*Set problem*
Copy nothing but the text: reproduce each line of the listing exactly and leave the pictures out.

begin

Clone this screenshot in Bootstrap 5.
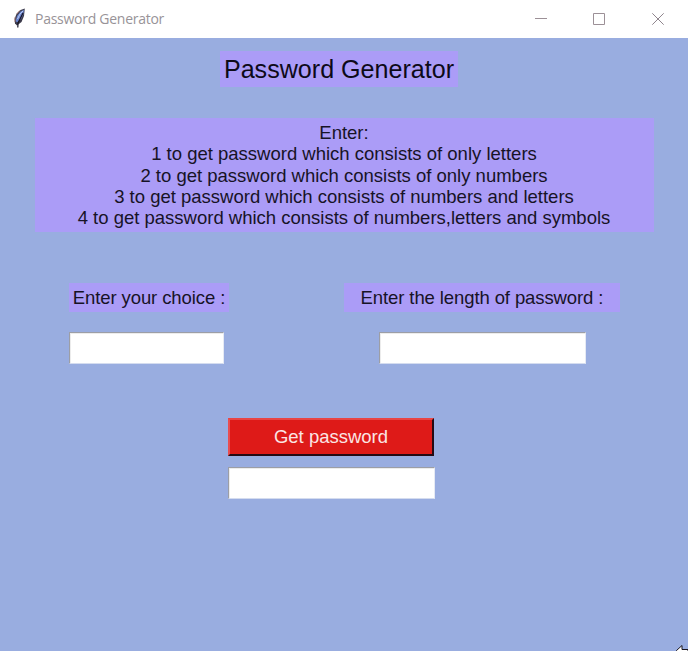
<!DOCTYPE html>
<html lang="en">
<head>
<meta charset="utf-8">
<title>Password Generator</title>
<link rel="stylesheet" href="https://cdn.jsdelivr.net/npm/bootstrap@5.3.0/dist/css/bootstrap.min.css">
<style>
body{width:688px;height:651px;background:#99ade0;font-family:"Liberation Sans",Arial,sans-serif;font-size:18.5px;color:#171326;overflow:hidden}
.titlebar{height:38px;padding-left:12px}
.win-title{font:400 14px/20px "Open Sans","Noto Sans",sans-serif;color:#989398;letter-spacing:-.27px;margin-left:7px}
.win-controls{gap:42px;padding-right:22px}
.tk-label{background:#ab9cf7;text-align:center;white-space:nowrap}
.heading{width:238px;height:36px;font-size:25.1px;line-height:36px;margin:13px 0 0 220px;color:#0d0a18}
.help{width:619px;height:114px;margin:31px 0 0 35px;padding:4px 1px 0 0;line-height:21.3px}
.fields{margin-top:51px;padding-left:69px}
.choice-col{width:275px}
.field-label{height:29px;line-height:29px;letter-spacing:-.1px}
.choice-label{width:160px}
.length-label{width:276px}
.tk-entry{height:32px;border:1px solid;border-color:#9c9ea6 #e6eaf4 #d4dcef #9c9ea6;border-radius:0;background:#fff;padding:0 4px;box-shadow:inset 1px 1px #ececec;outline:0}
.choice-entry{width:155px;margin-top:20px}
.length-entry{width:207px;margin:20px 0 0 35px}
.actions{gap:11px;margin:54px 0 0 228px;width:207px}
.tk-button{width:206px;height:38px;border:2px solid;border-color:#e84444 #240a14 #240a14 #e84c4f;border-radius:0;background:#de1a18;color:#fbe5e4;font-size:18.5px;line-height:34px;padding:0}
.tk-button:hover{background:#de1a18;color:#fbe5e4}
.pointer{right:0;bottom:0}
</style>
<script src="https://cdn.jsdelivr.net/npm/bootstrap@5.3.0/dist/js/bootstrap.bundle.min.js"></script>
</head>
<body class="position-relative">
<header class="titlebar d-flex align-items-center bg-white">
  <svg width="16" height="22" viewBox="0 0 16 22" aria-hidden="true">
    <path d="M12.8 .5 L8.5 2 L4.5 6 L2.5 11 L3 15.5 L5 17.5 L9.5 14 L12 8Z" fill="#3c3a4a"/>
    <path d="M12 1.8 L8.5 3.5 L5 8 L3.7 13 L5 14.5 L9 11 L11.2 6.5Z" fill="#6884cf"/>
    <path d="M11 3 L8 6 L5.5 11" stroke="#bccbf0" fill="none"/>
    <path d="M11 5 L8 11 L6 15 L5.8 19.5" stroke="#171525" stroke-width="1.2" fill="none"/>
    <path d="M3 9 L2.8 14 M7.5 2.5 L4.5 6" stroke="#b98a86" stroke-width=".8"/>
  </svg>
  <span class="win-title">Password Generator</span>
  <div class="win-controls d-flex align-items-center ms-auto">
    <svg width="16" height="16" viewBox="0 0 16 16" stroke="#9c9097" fill="none"><path d="M1 7.5H13"/></svg>
    <svg width="16" height="16" viewBox="0 0 16 16" stroke="#9c9097" fill="none"><path d="M1.5 2.5H12.5V13.5H1.5Z"/></svg>
    <svg width="16" height="16" viewBox="0 0 16 16" stroke="#8f858d" fill="none"><path d="M2.3 2.3L13.7 13.7M13.7 2.3L2.3 13.7"/></svg>
  </div>
</header>
<main class="d-flex flex-column align-items-start">
  <h1 class="tk-label heading fw-normal">Password Generator</h1>
  <div class="tk-label help">Enter:<br>1 to get password which consists of only letters<br>2 to get password which consists of only numbers<br>3 to get password which consists of numbers and letters<br>4 to get password which consists of numbers,letters and symbols</div>
  <div class="fields d-flex">
    <div class="choice-col d-flex flex-column">
      <label class="tk-label field-label choice-label" for="choice">Enter your choice :</label>
      <input class="tk-entry choice-entry" id="choice" type="text">
    </div>
    <div class="d-flex flex-column">
      <label class="tk-label field-label length-label" for="length">Enter the length of password :</label>
      <input class="tk-entry length-entry" id="length" type="text">
    </div>
  </div>
  <div class="actions d-flex flex-column">
    <button class="btn tk-button" type="button">Get password</button>
    <input class="tk-entry w-100" type="text" aria-label="Password">
  </div>
</main>
<svg class="pointer position-absolute" width="12" height="6" viewBox="0 0 12 6" aria-hidden="true"><path d="M.5 5.5L6 .5V4.5H12V6.5H1Z" fill="#fff" stroke="#17131c"/></svg>
</body>
</html>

end

*The response*
Clone this screenshot in Bootstrap 5.
<!DOCTYPE html>
<html lang="en">
<head>
<meta charset="utf-8">
<title>Password Generator</title>
<link rel="stylesheet" href="https://cdn.jsdelivr.net/npm/bootstrap@5.3.0/dist/css/bootstrap.min.css">
<style>
body{width:688px;height:651px;background:#99ade0;font-family:"Liberation Sans",Arial,sans-serif;font-size:18.5px;color:#171326;overflow:hidden}
.titlebar{height:38px;padding-left:12px}
.win-title{font:400 14px/20px "Open Sans","Noto Sans",sans-serif;color:#989398;letter-spacing:-.27px;margin-left:7px}
.win-controls{gap:42px;padding-right:22px}
.tk-label{background:#ab9cf7;text-align:center;white-space:nowrap}
.heading{width:238px;height:36px;font-size:25.1px;line-height:36px;margin:13px 0 0 220px;color:#0d0a18}
.help{width:619px;height:114px;margin:31px 0 0 35px;padding:4px 1px 0 0;line-height:21.3px}
.fields{margin-top:51px;padding-left:69px}
.choice-col{width:275px}
.field-label{height:29px;line-height:29px;letter-spacing:-.1px}
.choice-label{width:160px}
.length-label{width:276px}
.tk-entry{height:32px;border:1px solid;border-color:#9c9ea6 #e6eaf4 #d4dcef #9c9ea6;border-radius:0;background:#fff;padding:0 4px;box-shadow:inset 1px 1px #ececec;outline:0}
.choice-entry{width:155px;margin-top:20px}
.length-entry{width:207px;margin:20px 0 0 35px}
.actions{gap:11px;margin:54px 0 0 228px;width:207px}
.tk-button{width:206px;height:38px;border:2px solid;border-color:#e84444 #240a14 #240a14 #e84c4f;border-radius:0;background:#de1a18;color:#fbe5e4;font-size:18.5px;line-height:34px;padding:0}
.tk-button:hover{background:#de1a18;color:#fbe5e4}
.pointer{right:0;bottom:0}
</style>
<script src="https://cdn.jsdelivr.net/npm/bootstrap@5.3.0/dist/js/bootstrap.bundle.min.js"></script>
</head>
<body class="position-relative">
<header class="titlebar d-flex align-items-center bg-white">
  <svg width="16" height="22" viewBox="0 0 16 22" aria-hidden="true">
    <path d="M12.8 .5 L8.5 2 L4.5 6 L2.5 11 L3 15.5 L5 17.5 L9.5 14 L12 8Z" fill="#3c3a4a"/>
    <path d="M12 1.8 L8.5 3.5 L5 8 L3.7 13 L5 14.5 L9 11 L11.2 6.5Z" fill="#6884cf"/>
    <path d="M11 3 L8 6 L5.5 11" stroke="#bccbf0" fill="none"/>
    <path d="M11 5 L8 11 L6 15 L5.8 19.5" stroke="#171525" stroke-width="1.2" fill="none"/>
    <path d="M3 9 L2.8 14 M7.5 2.5 L4.5 6" stroke="#b98a86" stroke-width=".8"/>
  </svg>
  <span class="win-title">Password Generator</span>
  <div class="win-controls d-flex align-items-center ms-auto">
    <svg width="16" height="16" viewBox="0 0 16 16" stroke="#9c9097" fill="none"><path d="M1 7.5H13"/></svg>
    <svg width="16" height="16" viewBox="0 0 16 16" stroke="#9c9097" fill="none"><path d="M1.5 2.5H12.5V13.5H1.5Z"/></svg>
    <svg width="16" height="16" viewBox="0 0 16 16" stroke="#8f858d" fill="none"><path d="M2.3 2.3L13.7 13.7M13.7 2.3L2.3 13.7"/></svg>
  </div>
</header>
<main class="d-flex flex-column align-items-start">
  <h1 class="tk-label heading fw-normal">Password Generator</h1>
  <div class="tk-label help">Enter:<br>1 to get password which consists of only letters<br>2 to get password which consists of only numbers<br>3 to get password which consists of numbers and letters<br>4 to get password which consists of numbers,letters and symbols</div>
  <div class="fields d-flex">
    <div class="choice-col d-flex flex-column">
      <label class="tk-label field-label choice-label" for="choice">Enter your choice :</label>
      <input class="tk-entry choice-entry" id="choice" type="text">
    </div>
    <div class="d-flex flex-column">
      <label class="tk-label field-label length-label" for="length">Enter the length of password :</label>
      <input class="tk-entry length-entry" id="length" type="text">
    </div>
  </div>
  <div class="actions d-flex flex-column">
    <button class="btn tk-button" type="button">Get password</button>
    <input class="tk-entry w-100" type="text" aria-label="Password">
  </div>
</main>
<svg class="pointer position-absolute" width="12" height="6" viewBox="0 0 12 6" aria-hidden="true"><path d="M.5 5.5L6 .5V4.5H12V6.5H1Z" fill="#fff" stroke="#17131c"/></svg>
</body>
</html>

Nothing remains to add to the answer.